→ **YOUR GOAL**:
What follows is a listing. Return every line of it exactly.

[START OF GIVEN ENTRIES]

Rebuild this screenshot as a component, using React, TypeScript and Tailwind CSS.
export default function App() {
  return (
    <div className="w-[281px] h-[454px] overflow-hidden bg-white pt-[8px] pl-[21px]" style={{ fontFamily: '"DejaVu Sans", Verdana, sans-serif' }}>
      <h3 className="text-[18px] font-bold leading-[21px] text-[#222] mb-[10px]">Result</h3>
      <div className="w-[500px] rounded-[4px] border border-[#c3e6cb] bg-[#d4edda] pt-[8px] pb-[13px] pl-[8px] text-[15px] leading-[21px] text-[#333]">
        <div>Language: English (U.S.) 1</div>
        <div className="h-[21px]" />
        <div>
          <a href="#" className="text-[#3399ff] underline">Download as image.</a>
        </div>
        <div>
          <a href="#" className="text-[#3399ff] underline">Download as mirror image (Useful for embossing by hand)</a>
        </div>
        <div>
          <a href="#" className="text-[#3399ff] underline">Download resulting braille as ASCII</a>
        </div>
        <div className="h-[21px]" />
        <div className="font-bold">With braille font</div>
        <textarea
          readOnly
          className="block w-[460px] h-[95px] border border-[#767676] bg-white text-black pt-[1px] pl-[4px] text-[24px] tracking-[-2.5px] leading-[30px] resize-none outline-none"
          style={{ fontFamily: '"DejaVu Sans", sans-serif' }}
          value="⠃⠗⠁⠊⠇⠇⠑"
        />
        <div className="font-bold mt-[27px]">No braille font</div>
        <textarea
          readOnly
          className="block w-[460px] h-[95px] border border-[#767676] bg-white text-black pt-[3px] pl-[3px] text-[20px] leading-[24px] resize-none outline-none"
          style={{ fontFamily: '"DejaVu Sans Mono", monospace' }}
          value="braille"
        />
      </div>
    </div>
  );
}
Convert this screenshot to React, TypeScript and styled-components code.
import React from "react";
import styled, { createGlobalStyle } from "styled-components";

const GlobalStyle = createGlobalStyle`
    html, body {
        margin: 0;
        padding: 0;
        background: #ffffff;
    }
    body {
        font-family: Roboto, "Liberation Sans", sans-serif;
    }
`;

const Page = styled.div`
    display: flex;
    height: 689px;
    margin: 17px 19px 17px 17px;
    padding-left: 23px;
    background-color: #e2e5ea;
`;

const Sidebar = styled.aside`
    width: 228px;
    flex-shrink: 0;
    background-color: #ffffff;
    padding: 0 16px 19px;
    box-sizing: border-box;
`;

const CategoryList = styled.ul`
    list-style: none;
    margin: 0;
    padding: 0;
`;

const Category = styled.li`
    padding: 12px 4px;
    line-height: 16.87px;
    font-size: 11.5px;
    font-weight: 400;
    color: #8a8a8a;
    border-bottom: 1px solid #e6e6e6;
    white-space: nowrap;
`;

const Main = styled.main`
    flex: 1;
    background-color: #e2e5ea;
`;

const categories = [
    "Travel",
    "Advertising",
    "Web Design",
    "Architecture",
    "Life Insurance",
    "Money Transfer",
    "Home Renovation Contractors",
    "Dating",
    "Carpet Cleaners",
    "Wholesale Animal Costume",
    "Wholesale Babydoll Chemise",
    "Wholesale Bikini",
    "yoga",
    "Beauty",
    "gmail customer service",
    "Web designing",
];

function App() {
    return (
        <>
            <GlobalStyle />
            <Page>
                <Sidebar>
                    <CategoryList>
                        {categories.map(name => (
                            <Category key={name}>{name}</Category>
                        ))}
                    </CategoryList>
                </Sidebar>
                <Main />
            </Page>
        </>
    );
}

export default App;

[END OF GIVEN ENTRIES]

→ **CORRECT RESULT**:
Rebuild this screenshot as a component, using React, TypeScript and Tailwind CSS.
export default function App() {
  return (
    <div className="w-[281px] h-[454px] overflow-hidden bg-white pt-[8px] pl-[21px]" style={{ fontFamily: '"DejaVu Sans", Verdana, sans-serif' }}>
      <h3 className="text-[18px] font-bold leading-[21px] text-[#222] mb-[10px]">Result</h3>
      <div className="w-[500px] rounded-[4px] border border-[#c3e6cb] bg-[#d4edda] pt-[8px] pb-[13px] pl-[8px] text-[15px] leading-[21px] text-[#333]">
        <div>Language: English (U.S.) 1</div>
        <div className="h-[21px]" />
        <div>
          <a href="#" className="text-[#3399ff] underline">Download as image.</a>
        </div>
        <div>
          <a href="#" className="text-[#3399ff] underline">Download as mirror image (Useful for embossing by hand)</a>
        </div>
        <div>
          <a href="#" className="text-[#3399ff] underline">Download resulting braille as ASCII</a>
        </div>
        <div className="h-[21px]" />
        <div className="font-bold">With braille font</div>
        <textarea
          readOnly
          className="block w-[460px] h-[95px] border border-[#767676] bg-white text-black pt-[1px] pl-[4px] text-[24px] tracking-[-2.5px] leading-[30px] resize-none outline-none"
          style={{ fontFamily: '"DejaVu Sans", sans-serif' }}
          value="⠃⠗⠁⠊⠇⠇⠑"
        />
        <div className="font-bold mt-[27px]">No braille font</div>
        <textarea
          readOnly
          className="block w-[460px] h-[95px] border border-[#767676] bg-white text-black pt-[3px] pl-[3px] text-[20px] leading-[24px] resize-none outline-none"
          style={{ fontFamily: '"DejaVu Sans Mono", monospace' }}
          value="braille"
        />
      </div>
    </div>
  );
}
Convert this screenshot to React, TypeScript and styled-components code.
import React from "react";
import styled, { createGlobalStyle } from "styled-components";

const GlobalStyle = createGlobalStyle`
    html, body {
        margin: 0;
        padding: 0;
        background: #ffffff;
    }
    body {
        font-family: Roboto, "Liberation Sans", sans-serif;
    }
`;

const Page = styled.div`
    display: flex;
    height: 689px;
    margin: 17px 19px 17px 17px;
    padding-left: 23px;
    background-color: #e2e5ea;
`;

const Sidebar = styled.aside`
    width: 228px;
    flex-shrink: 0;
    background-color: #ffffff;
    padding: 0 16px 19px;
    box-sizing: border-box;
`;

const CategoryList = styled.ul`
    list-style: none;
    margin: 0;
    padding: 0;
`;

const Category = styled.li`
    padding: 12px 4px;
    line-height: 16.87px;
    font-size: 11.5px;
    font-weight: 400;
    color: #8a8a8a;
    border-bottom: 1px solid #e6e6e6;
    white-space: nowrap;
`;

const Main = styled.main`
    flex: 1;
    background-color: #e2e5ea;
`;

const categories = [
    "Travel",
    "Advertising",
    "Web Design",
    "Architecture",
    "Life Insurance",
    "Money Transfer",
    "Home Renovation Contractors",
    "Dating",
    "Carpet Cleaners",
    "Wholesale Animal Costume",
    "Wholesale Babydoll Chemise",
    "Wholesale Bikini",
    "yoga",
    "Beauty",
    "gmail customer service",
    "Web designing",
];

function App() {
    return (
        <>
            <GlobalStyle />
            <Page>
                <Sidebar>
                    <CategoryList>
                        {categories.map(name => (
                            <Category key={name}>{name}</Category>
                        ))}
                    </CategoryList>
                </Sidebar>
                <Main />
            </Page>
        </>
    );
}

export default App;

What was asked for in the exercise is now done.